Promoter motifs for AND-consistent yeast triplets with directly and indirectly bound TFs.
We present two example yeast triplets, (RF1 is the TF YEL009C, RF2 is the TF YER040W, T is the gene YDL066W) at top and (RF1 is the TF YNL216W, RF2 is the TF YNL167C, T is the gene YHR033W) at bottom, both of which are consistent with the AND gate by Loregic. Both TFs in the top triplet have motifs in the target promoter region, but only one TF, YNL216W, in the bottom triplet has a motif in the target promoter region.

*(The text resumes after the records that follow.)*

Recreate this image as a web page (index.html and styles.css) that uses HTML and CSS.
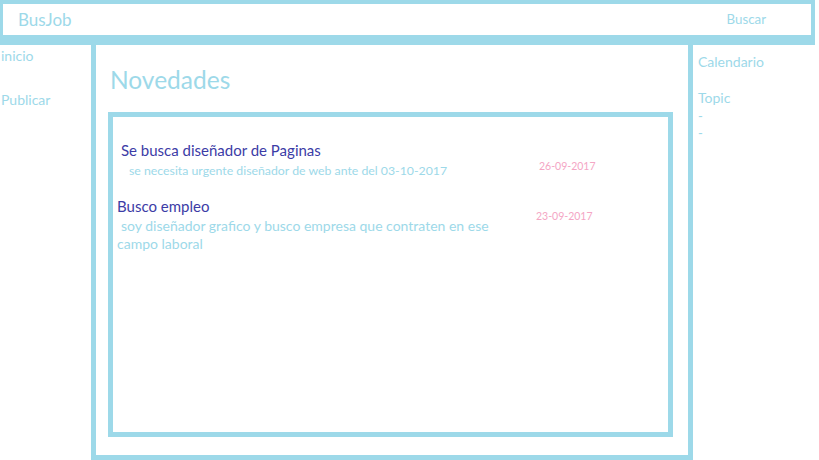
FILE: index.html
```html
<!DOCTYPE html>
<html lang="es">
<head>
<meta charset="utf-8">
<title>BusJob</title>
<link rel="stylesheet" href="styles.css">
</head>
<body>
<header class="topbar">
  <div class="brand">BusJob</div>
  <div class="search">Buscar</div>
</header>
<div class="layout">
  <nav class="leftnav">
    <p class="navlink">inicio</p>
    <p class="navlink">Publicar</p>
  </nav>
  <main class="center">
    <h1 class="title">Novedades</h1>
    <section class="feed">
      <article class="post post-first">
        <div class="post-text">
          <h2 class="post-title">Se busca diseñador de Paginas</h2>
          <p class="post-desc post-desc-indent">se necesita urgente diseñador de web ante del 03-10-2017</p>
        </div>
        <div class="post-date date-first">26-09-2017</div>
      </article>
      <article class="post post-second">
        <div class="post-text">
          <h2 class="post-title">Busco empleo</h2>
          <p class="post-desc post-desc-lead">soy diseñador grafico y busco empresa que contraten en ese campo laboral</p>
        </div>
        <div class="post-date date-second">23-09-2017</div>
      </article>
    </section>
  </main>
  <aside class="rightcol">
    <p class="side-item">Calendario</p>
    <p class="side-item side-topic">Topic</p>
    <p class="side-dash side-dash-first">-</p>
    <p class="side-dash">-</p>
  </aside>
</div>
</body>
</html>
```

FILE: styles.css
```css
* { box-sizing: border-box; }
html, body {
  margin: 0;
  padding: 0;
  background: #ffffff;
}
body {
  width: 819px;
  height: 460px;
  overflow: hidden;
  font-family: Lato, "Open Sans", sans-serif;
  color: #9dd9e9;
}
.topbar {
  width: 815px;
  height: 45px;
  border: 4px solid #9dd9e9;
  border-left-width: 3px;
  border-bottom-width: 10px;
  display: flex;
  align-items: center;
  justify-content: space-between;
  padding: 0 45px 0 15px;
}
.brand {
  font-size: 17px;
  color: #9dd9e9;
  margin-top: -1px;
}
.search {
  font-size: 13.3px;
  color: #9dd9e9;
  margin-top: -2px;
}
.layout {
  display: flex;
  height: 415px;
}
.leftnav {
  width: 91px;
  padding: 2px 0 0 1px;
}
.navlink {
  margin: 0 0 26px 0;
  font-size: 14px;
  line-height: 18px;
}
.center {
  width: 602px;
  border: 5px solid #9dd9e9;
  border-top: 0;
  padding: 19px 15px 18px 12px;
  display: flex;
  flex-direction: column;
}
.title {
  margin: 0 0 16px 2px;
  font-weight: normal;
  font-size: 24.5px;
  line-height: 32px;
  color: #9dd9e9;
}
.feed {
  flex: 1;
  border: 5px solid #9dd9e9;
  padding: 23px 8px 0 4px;
}
.post {
  display: flex;
  align-items: flex-start;
}
.post-text {
  width: 385px;
}
.post-title {
  margin: 0;
  font-weight: normal;
  font-size: 15px;
  line-height: 20px;
  color: #3c3ca6;
}
.post-first .post-title { padding-left: 4px; }
.post-desc {
  margin: 0;
  font-size: 14px;
  line-height: 18px;
  color: #9dd9e9;
}
.post-desc-indent {
  padding-left: 12px;
  font-size: 12.3px;
  margin-top: 2px;
}
.post-desc-lead {
  text-indent: 4px;
  margin-top: 1px;
}
.post-date {
  font-size: 10.5px;
  color: #f4a6c4;
}
.date-first { margin: 20px 0 0 37px; }
.date-second { margin: 14px 0 0 34px; }
.post-second { margin-top: 16px; }
.rightcol {
  flex: 1;
  padding: 8px 0 0 5px;
}
.side-item {
  margin: 0;
  font-size: 14px;
  line-height: 18px;
}
.side-topic { margin-top: 18px; }
.side-dash {
  margin: 0;
  font-size: 13px;
  line-height: 17px;
}
.side-dash-first { margin-top: 1px; }
```
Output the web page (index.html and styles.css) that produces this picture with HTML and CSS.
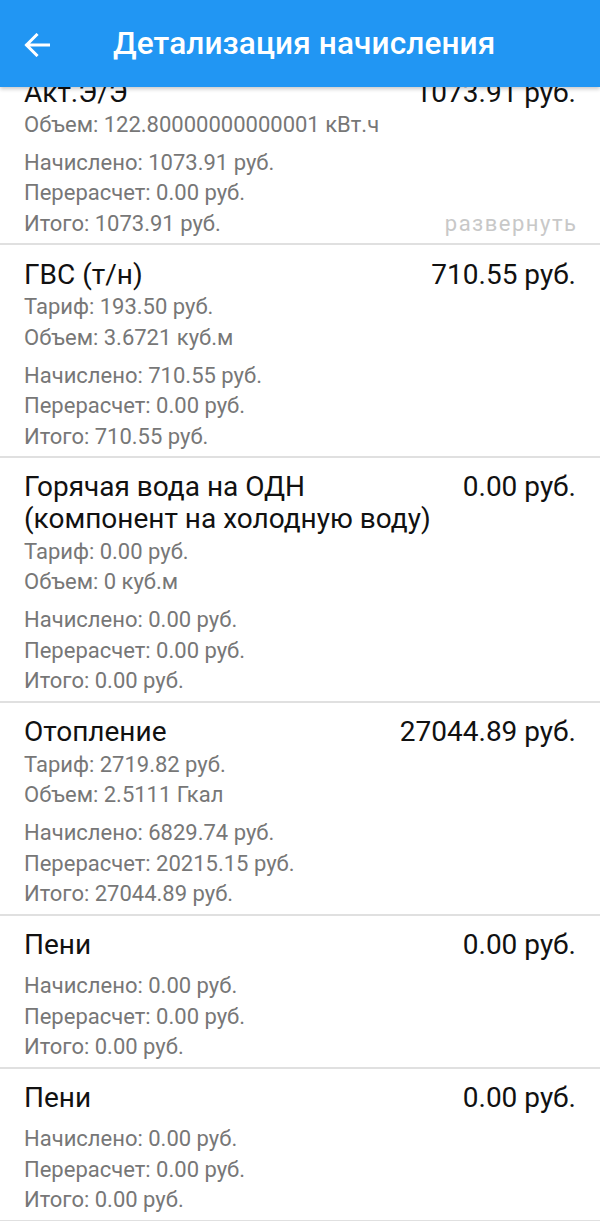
FILE: index.html
```html
<!DOCTYPE html>
<html lang="ru">
<head>
<meta charset="utf-8">
<title>Детализация начисления</title>
<link rel="stylesheet" href="styles.css">
</head>
<body>
<header class="appbar">
  <svg class="back" width="26" height="24" viewBox="0 0 26 24" aria-hidden="true">
    <path d="M24.5 12H3M12.5 2L2.5 12l10 10" fill="none" stroke="#fff" stroke-width="3" stroke-linecap="square"/>
  </svg>
  <h1 class="title">Детализация начисления</h1>
</header>
<main class="list">
  <section class="item">
    <div class="head"><span class="name">Акт.Э/Э</span><span class="sum">1073.91 руб.</span></div>
    <div class="group g1"><div class="line">Объем: 122.80000000000001 кВт.ч</div></div>
    <div class="group g2">
      <div class="line">Начислено: 1073.91 руб.</div>
      <div class="line">Перерасчет: 0.00 руб.</div>
      <div class="line row"><span>Итого: 1073.91 руб.</span><span class="expand">развернуть</span></div>
    </div>
  </section>
  <section class="item">
    <div class="head"><span class="name">ГВС (т/н)</span><span class="sum">710.55 руб.</span></div>
    <div class="group g1">
      <div class="line">Тариф: 193.50 руб.</div>
      <div class="line">Объем: 3.6721 куб.м</div>
    </div>
    <div class="group g2">
      <div class="line">Начислено: 710.55 руб.</div>
      <div class="line">Перерасчет: 0.00 руб.</div>
      <div class="line">Итого: 710.55 руб.</div>
    </div>
  </section>
  <section class="item">
    <div class="head two"><span class="name">Горячая вода на ОДН<br>(компонент на холодную воду)</span><span class="sum">0.00 руб.</span></div>
    <div class="group g1">
      <div class="line">Тариф: 0.00 руб.</div>
      <div class="line">Объем: 0 куб.м</div>
    </div>
    <div class="group g2">
      <div class="line">Начислено: 0.00 руб.</div>
      <div class="line">Перерасчет: 0.00 руб.</div>
      <div class="line">Итого: 0.00 руб.</div>
    </div>
  </section>
  <section class="item">
    <div class="head"><span class="name">Отопление</span><span class="sum">27044.89 руб.</span></div>
    <div class="group g1">
      <div class="line">Тариф: 2719.82 руб.</div>
      <div class="line">Объем: 2.5111 Гкал</div>
    </div>
    <div class="group g2">
      <div class="line">Начислено: 6829.74 руб.</div>
      <div class="line">Перерасчет: 20215.15 руб.</div>
      <div class="line">Итого: 27044.89 руб.</div>
    </div>
  </section>
  <section class="item">
    <div class="head"><span class="name">Пени</span><span class="sum">0.00 руб.</span></div>
    <div class="group g2 solo">
      <div class="line">Начислено: 0.00 руб.</div>
      <div class="line">Перерасчет: 0.00 руб.</div>
      <div class="line">Итого: 0.00 руб.</div>
    </div>
  </section>
  <section class="item">
    <div class="head"><span class="name">Пени</span><span class="sum">0.00 руб.</span></div>
    <div class="group g2 solo">
      <div class="line">Начислено: 0.00 руб.</div>
      <div class="line">Перерасчет: 0.00 руб.</div>
      <div class="line">Итого: 0.00 руб.</div>
    </div>
  </section>
</main>
</body>
</html>
```

FILE: styles.css
```css
html, body {
  margin: 0;
  padding: 0;
}
body {
  width: 600px;
  height: 1221px;
  overflow: hidden;
  background: #fff;
  font-family: Roboto, "Noto Sans", sans-serif;
}
.appbar {
  position: relative;
  z-index: 2;
  height: 87px;
  background: #2196f3;
  display: flex;
  align-items: center;
  padding: 0 0 0 24px;
  box-shadow: 0 2px 4px rgba(0,0,0,0.22);
}
.back {
  display: block;
  margin-top: 2px;
}
.title {
  margin: 0 0 0 63px;
  color: #fff;
  font-size: 31.6px;
  font-weight: 500;
  letter-spacing: 0.1px;
}
.list {
  margin-top: -24px;
}
.item {
  padding: 12.5px 24px 4px;
  border-bottom: 2px solid #e0e0e0;
}
.head {
  display: flex;
  justify-content: space-between;
  align-items: flex-start;
  font-size: 28px;
  line-height: 33px;
  color: #111;
}
.head.two {
  line-height: 32.5px;
}
.group {
  font-size: 22px;
  line-height: 30.5px;
  color: #777;
}
.g1 {
  margin-top: 1.25px;
}
.g2 {
  margin-top: 7.5px;
}
.g2.solo {
  margin-top: 10px;
}
.row {
  display: flex;
  justify-content: space-between;
}
.expand {
  color: #c8c8c8;
  letter-spacing: 1.5px;
  margin-right: -1.5px;
}
```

The other TF, YNL167C, cooperates with YNL216W in an AND logical relation via protein-protein interaction.
Fig 7.
Depiction of two logic circuit regulatory pathways targeting PPIL2.
Two logic circuit regulatory pathways targeting the PPIL2 gene, an important cyclophilin member in immunological suppression, are found by Loregic: 1: PPIL2 is co-regulated by HDAC2 and SP1 forming the triplet of (RF1 is HDAC2, RF2 is SP1, T is PPIL2), which is consistent with the “T = ~RF1+RF2” gate (the ORN gate[22]), and SP1 is co-regulated by EGR1 and NFYA forming the triplet of (RF1 is EGR1, RF2 is NFYA, T is SP1), which is consistent with the “T = ~RF1*~RF2 (the NAND gate); 2: PPIL2 is also co-regulated by BRF1 and NFE2 forming the triplet of (RF1 is BRF1, RF2 is NFE2, T is PPIL2), which is consistent with OR gate, and NFE2 is co-regulated by TAL1 and GATA2 forming the triplet of (RF1 is TAL1, RF2 is GATA2, T is NFE2), which is also consistent with OR gate. We replace the triplets on these pathways using matched logic gates, and depict the pathways using logic circuits to summarize the regulatory logics targeting PPIL2 at the pathway level.